I remember how good it felt to me. I used to be able to get rid of crap, and I always felt better afterwards. It was a weight off my shoulders, a load off my mind, an uplifting of my soul. It was wonderful. I remember.

So why can't I get rid of STUFF any more? I go from one shelf or drawer to the next, and then in mild annoyance I try again in another room, but I'm not truly willing to part with anything I see.

I bet a lot of this has to do with having no paycheck for the last fifteen months. Every object in the house could conceivably - chant it with me now - "come in handy some day". If I can't deceive myself with that tired old line, the object still could be of value to SOMEone, and so it's awfully hard to throw it away. But selling it is a hassle, often more hassle than it's worth. Even finding someone who wants a thing for free is often a hassle. So I don't do anything... and I'm surrounded by STUFF.
Monday, March 22nd, 2004 04:08 pm (UTC)
So why can't I get rid of STUFF any more? I go from one shelf or drawer to the next, and then in mild annoyance I try again in another room, but I'm not truly willing to part with anything I see.

is this stuff too emotionally-charged to handle? does it hold too much promise of "if only..."? does it make you angry? That's the thing that stops me dead in my tracks: the emotions tied to the objects.

I like flylady's various approaches to this stuff: set the timer for 15 minutes and deal with one drawer, shelf, or box. when the timer goes off, you're done for now. that works well for me, as too-big tasks will overwhelm me to the point i can't focus, and i never get anywhere.

i put a lot of pressure on myself to keep things, especially if they belonged to mom/grandma/other dead relative and i insisted on having that item. i fear backlash from dad, or my aunt(s), or even my mother herself.

kinda makes ya wanna take the kitties, burn the house down, and start from scratch, eh?
Monday, March 22nd, 2004 04:37 pm (UTC)
is this stuff too emotionally-charged to handle? does it hold too much promise of "if only..."? does it make you angry? That's the thing that stops me dead in my tracks: the emotions tied to the objects.
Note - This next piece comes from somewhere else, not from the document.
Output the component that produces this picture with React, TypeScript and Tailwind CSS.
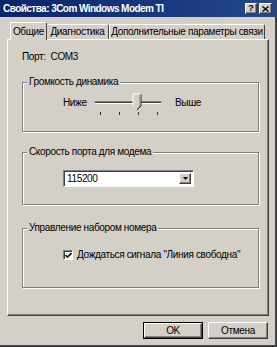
import React from "react";

const raised =
  "border border-t-white border-l-white border-r-[#404040] border-b-[#404040] shadow-[inset_-1px_-1px_0_#808080]";

function Group({ label, className, children }: { label: string; className: string; children?: React.ReactNode }) {
  return (
    <div
      className={
        "relative w-[237px] border border-[#808080] shadow-[1px_1px_0_#fff,inset_1px_1px_0_#fff] " + className
      }
    >
      <span className="absolute -top-[7px] left-[4px] bg-[#d4d0c8] px-[2px] leading-[12px]">{label}</span>
      {children}
    </div>
  );
}

export default function App() {
  return (
    <div className="w-[277px] h-[347px] bg-[#d4d0c8] flex flex-col border-r-[2px] border-b-[2px] border-[#404040] overflow-hidden font-['Liberation_Sans',Arial,sans-serif] text-[10px] tracking-[-0.35px] text-black">
      {/* title bar */}
      <div className="h-[17px] shrink-0 flex items-center bg-gradient-to-r from-[#0a246a] to-[#24478c] pl-[3px] pr-[3px]">
        <span className="flex-1 text-white font-bold text-[10px] tracking-[-0.55px] leading-[12px] whitespace-nowrap">
          Свойства: 3Com Windows Modem TI
        </span>
        <div className={"w-[12px] h-[11px] bg-[#d4d0c8] flex items-center justify-center " + raised}>
          <span className="font-bold text-[9px] leading-[9px] tracking-normal">?</span>
        </div>
        <div className={"ml-[2px] w-[13px] h-[11px] bg-[#d4d0c8] flex items-center justify-center " + raised}>
          <svg width="7" height="6" viewBox="0 0 7 6">
            <path d="M0.5 0.5 L6.5 5.5 M6.5 0.5 L0.5 5.5" stroke="#000" strokeWidth="1.4" />
          </svg>
        </div>
      </div>

      {/* tabs */}
      <div className="mt-[5px] ml-[10px] h-[17px] flex items-end shrink-0">
        <div className="relative z-10 -mb-[1px] h-[18px] w-[37px] bg-[#d4d0c8] border-t border-l border-r border-t-white border-l-white border-r-[#404040] rounded-t-[2px] flex items-start justify-center pt-[3px] leading-[12px]">
          Общие
        </div>
        <div className="h-[15px] w-[62px] border-t border-r border-t-white border-r-[#404040] rounded-t-[2px] flex items-start justify-center pt-[1px] leading-[12px]">
          Диагностика
        </div>
        <div className="h-[15px] w-[156px] border-t border-l border-r border-t-white border-l-white border-r-[#404040] rounded-t-[2px] flex items-start justify-center pt-[1px] leading-[12px] whitespace-nowrap">
          Дополнительные параметры связи
        </div>
      </div>

      {/* panel */}
      <div className="ml-[7px] w-[262px] h-[277px] shrink-0 border border-t-white border-l-white border-r-[#404040] border-b-[#404040] shadow-[inset_-1px_-1px_0_#808080] flex flex-col pl-[14px] pt-[11px]">
        <div className="leading-[12px]">Порт:&nbsp; COM3</div>

        <Group label="Громкость динамика" className="mt-[19px] h-[50px]">
          <div className="flex items-start mt-[9px] ml-[40px]">
            <span className="w-[30px] mt-[5px] leading-[12px]">Ниже</span>
            <svg width="70" height="26" viewBox="0 0 70 26" className="block">
              <rect x="2" y="9" width="66" height="1" fill="#808080" />
              <rect x="2" y="10" width="66" height="1" fill="#404040" />
              <rect x="2" y="11" width="66" height="1" fill="#ffffff" />
              {[7, 26, 45, 64].map((x) => (
                <rect key={x} x={x} y="20" width="1" height="3" fill="#303030" />
              ))}
              <polygon points="40,2 48,2 48,14 44,18 40,14" fill="#d4d0c8" />
              <polyline points="40,14 40,2 48,2" fill="none" stroke="#ffffff" strokeWidth="1" />
              <polyline points="48,2 48,14 44,18" fill="none" stroke="#404040" strokeWidth="1" />
              <polyline points="47,3 47,14 44,17" fill="none" stroke="#808080" strokeWidth="1" />
            </svg>
            <span className="ml-[12px] mt-[5px] leading-[12px]">Выше</span>
          </div>
        </Group>

        <Group label="Скорость порта для модема" className="mt-[20px] h-[53px]">
          <div className="mt-[17px] ml-[40px] w-[131px] h-[17px] bg-white border border-t-[#808080] border-l-[#808080] border-r-white border-b-white shadow-[inset_1px_1px_0_#404040] flex items-center pl-[3px] pr-[2px]">
            <span className="flex-1 leading-[12px]">115200</span>
            <div className={"w-[12px] h-[11px] bg-[#d4d0c8] flex items-center justify-center " + raised}>
              <svg width="5" height="3" viewBox="0 0 5 3">
                <polygon points="0,0 5,0 2.5,3" fill="#000" />
              </svg>
            </div>
          </div>
        </Group>

        <Group label="Управление набором номера" className="mt-[23px] h-[60px]">
          <div className="mt-[20px] ml-[40px] flex items-center">
            <div className="w-[10px] h-[10px] bg-white border border-t-[#808080] border-l-[#808080] border-r-white border-b-white shadow-[inset_1px_1px_0_#404040] flex items-center justify-center">
              <svg width="7" height="7" viewBox="0 0 7 7">
                <polyline points="0.5,3 2.5,5.2 6.5,1" fill="none" stroke="#000" strokeWidth="1.6" />
              </svg>
            </div>
            <span className="ml-[4px] leading-[12px]">Дождаться сигнала "Линия свободна"</span>
          </div>
        </Group>
      </div>

      {/* buttons */}
      <div className="mt-[6px] flex justify-end pr-[7px] gap-[5px]">
        <div className="w-[60px] h-[17px] border border-black">
          <div className={"w-full h-full flex items-center justify-center leading-[12px] " + raised}>OK</div>
        </div>
        <div className={"w-[60px] h-[17px] flex items-center justify-center leading-[12px] " + raised}>Отмена</div>
      </div>
    </div>
  );
}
Usually, that's not it. More often it's the idea that I might want the thing some day, and I'm trying to be frugal. But there ARE times when, as you say, it's full of an emotion. Fortunately I'm pretty good at getting rid of the ones full of bad emotions. Gawd, the people who've been purged from my life via my souvenirs of them. This isn't many folk. It's hard to get into that category with me. But some people have succeeded. If I'm angry enough at how I was treated, boom!, out the poor memory-charged object goes.

I like flylady's various approaches to this stuff: set the timer for 15 minutes and deal with one drawer, shelf, or box. when the timer goes off, you're done for now. that works well for me, as too-big tasks will overwhelm me to the point i can't focus, and i never get anywhere.

I've done well with the short time scale, too (although I didn't get it from flylady). I suspect there are a lot of good ideas there.

i put a lot of pressure on myself to keep things, especially if they belonged to mom/grandma/other dead relative and i insisted on having that item. i fear backlash from dad, or my aunt(s), or even my mother herself.

Yeah. I suppose if you think someone else in the family would want the item, you could offer it there first. But still - it IS yours now. Don't guilt yourself too heavily. (I know, easy for ME to say from way over HERE, isn't it?)

kinda makes ya wanna take the kitties, burn the house down, and start from scratch, eh?

Did you see my "fire alarm went off" post? Oddly enough, I was thinking as I drove home that the only things I would be truly sad about losing were 1) my kitties 2) my photos. I may love other things, but losing them would be bearable.